张韦秀玲事件发生后,油田采油厂党委贾书记闻讯,拍案而起:“败类!”立即指示公安处,迅速组织力量,将韩跃抓获归案。
随后,贾书记又仔细同公安处的同志一起制订方案,追捕韩跃。与此同时,厂党委书记为了给韦秀玲治疗和生活提供保证,倡议在全厂发展捐款活动,并第一个捐出了100元。
厂工会女工委员会派人妥善照顾韦秀玲的生活。
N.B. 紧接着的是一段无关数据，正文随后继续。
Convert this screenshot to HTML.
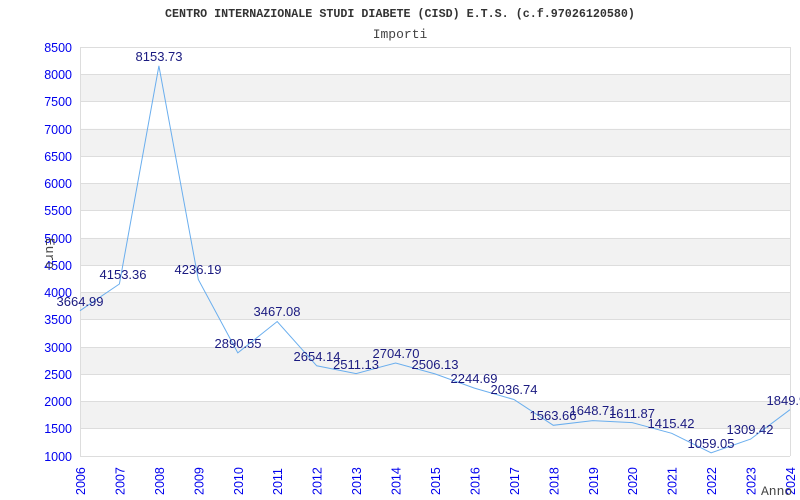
<!DOCTYPE html>
<html><head><meta charset="utf-8"><style>body{margin:0;background:#fff}svg{display:block}</style></head><body>
<svg width="800" height="500" xmlns="http://www.w3.org/2000/svg">
<rect width="800" height="500" fill="#fff"/>
<text x="400" y="17" text-anchor="middle" font-family="Liberation Mono, monospace" font-weight="bold" font-size="11.7" fill="#333">CENTRO INTERNAZIONALE STUDI DIABETE (CISD) E.T.S. (c.f.97026120580)</text>
<text x="400" y="38" text-anchor="middle" font-family="Liberation Mono, monospace" font-size="13" fill="#444">Importi</text>
<g fill="#f2f2f2">
<rect x="80" y="74.3" width="710" height="27.3"/>
<rect x="80" y="128.8" width="710" height="27.3"/>
<rect x="80" y="183.3" width="710" height="27.3"/>
<rect x="80" y="237.9" width="710" height="27.3"/>
<rect x="80" y="292.4" width="710" height="27.3"/>
<rect x="80" y="347" width="710" height="27.3"/>
<rect x="80" y="401.5" width="710" height="27.3"/>
</g>
<g stroke="#ddd" stroke-width="1">
<line x1="80" x2="790" y1="47.5" y2="47.5"/><line x1="80" x2="790" y1="74.5" y2="74.5"/><line x1="80" x2="790" y1="101.5" y2="101.5"/><line x1="80" x2="790" y1="129.5" y2="129.5"/><line x1="80" x2="790" y1="156.5" y2="156.5"/><line x1="80" x2="790" y1="183.5" y2="183.5"/><line x1="80" x2="790" y1="210.5" y2="210.5"/><line x1="80" x2="790" y1="238.5" y2="238.5"/><line x1="80" x2="790" y1="265.5" y2="265.5"/><line x1="80" x2="790" y1="292.5" y2="292.5"/><line x1="80" x2="790" y1="319.5" y2="319.5"/><line x1="80" x2="790" y1="347.5" y2="347.5"/><line x1="80" x2="790" y1="374.5" y2="374.5"/><line x1="80" x2="790" y1="401.5" y2="401.5"/><line x1="80" x2="790" y1="428.5" y2="428.5"/><line x1="80" x2="790" y1="456.5" y2="456.5"/>
<line x1="80.5" x2="80.5" y1="47" y2="456"/><line x1="790.5" x2="790.5" y1="47" y2="456"/>
</g>
<g font-family="Liberation Sans, sans-serif" font-size="12.5" fill="#0000ee" text-anchor="end">
<text x="72" y="52">8500</text><text x="72" y="79">8000</text><text x="72" y="106">7500</text><text x="72" y="134">7000</text><text x="72" y="161">6500</text><text x="72" y="188">6000</text><text x="72" y="215">5500</text><text x="72" y="243">5000</text><text x="72" y="270">4500</text><text x="72" y="297">4000</text><text x="72" y="324">3500</text><text x="72" y="352">3000</text><text x="72" y="379">2500</text><text x="72" y="406">2000</text><text x="72" y="433">1500</text><text x="72" y="461">1000</text>
</g>
<text transform="translate(46,238) rotate(90)" font-family="Liberation Mono, monospace" font-size="13" fill="#444">Euro</text>
<polyline fill="none" stroke="#6aaeee" stroke-width="1" points="80,310.7 119.4,284 158.9,65.9 198.3,279.5 237.8,352.9 277.2,321.5 316.7,365.8 356.1,373.6 395.6,363 435,373.9 474.4,388.1 513.9,399.5 553.3,425.3 592.8,420.6 632.2,422.6 671.7,433.3 711.1,452.8 750.6,439.1 790,409.7"/>
<g font-family="Liberation Sans, sans-serif" font-size="13" fill="#1a1a80" text-anchor="middle">
<text x="80" y="306">3664.99</text><text x="123" y="279">4153.36</text><text x="159" y="61">8153.73</text><text x="198" y="274">4236.19</text><text x="238" y="348">2890.55</text><text x="277" y="316">3467.08</text><text x="317" y="361">2654.14</text><text x="356" y="369">2511.13</text><text x="396" y="358">2704.70</text><text x="435" y="369">2506.13</text><text x="474" y="383">2244.69</text><text x="514" y="394">2036.74</text><text x="553" y="420">1563.66</text><text x="593" y="415">1648.71</text><text x="632" y="418">1611.87</text><text x="671" y="428">1415.42</text><text x="711" y="448">1059.05</text><text x="750" y="434">1309.42</text><text x="790" y="405">1849.90</text>
</g>
<g font-family="Liberation Sans, sans-serif" font-size="12.5" fill="#0000ee">
<text transform="translate(85,495) rotate(-90)">2006</text><text transform="translate(124.4,495) rotate(-90)">2007</text><text transform="translate(163.9,495) rotate(-90)">2008</text><text transform="translate(203.3,495) rotate(-90)">2009</text><text transform="translate(242.8,495) rotate(-90)">2010</text><text transform="translate(282.2,495) rotate(-90)">2011</text><text transform="translate(321.7,495) rotate(-90)">2012</text><text transform="translate(361.1,495) rotate(-90)">2013</text><text transform="translate(400.6,495) rotate(-90)">2014</text><text transform="translate(440,495) rotate(-90)">2015</text><text transform="translate(479.4,495) rotate(-90)">2016</text><text transform="translate(518.9,495) rotate(-90)">2017</text><text transform="translate(558.3,495) rotate(-90)">2018</text><text transform="translate(597.8,495) rotate(-90)">2019</text><text transform="translate(637.2,495) rotate(-90)">2020</text><text transform="translate(676.7,495) rotate(-90)">2021</text><text transform="translate(716.1,495) rotate(-90)">2022</text><text transform="translate(755.6,495) rotate(-90)">2023</text><text transform="translate(795,495) rotate(-90)">2024</text>
</g>
<text x="761" y="495" font-family="Liberation Mono, monospace" font-size="13" fill="#444">Anno</text>
</svg>
</body></html>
不长时间,全厂为韦秀玲捐款2万多元,支付了医疗费8000多元,并在山东医学院附属医院进行了两次植皮手术,将韩跃刻在韦秀玲身上的8个不堪入目的字用手术去掉。
针对韦秀玲的具体困难,贾书记召开了厂党委会,提议破例分给韦秀玲一套单元楼房,有单独卫生间的二室一厅二楼套房;同时,又指示有关部门将韦秀玲安排在单位食堂临时工作,使其有了一份固定的收入。
韩跃案发后,一封封强烈要求严惩罪犯的控告信,雪片般飞向有关组织、新闻部门。据公、检、法多次调查了解,韩跃在家对韦秀玲非打即骂,在外盗、抢、赌、嫖、不杀人不足以平民愤。

1995年9月25日,山东省东营市中级人民法院以流氓罪判处韩跃死刑,剥夺政治权利终身,韩跃不服一审判决,提起上诉,山东省高级人民法院依法予以驳回。
罪大恶极的流氓犯韩跃终于得到了应得的下场。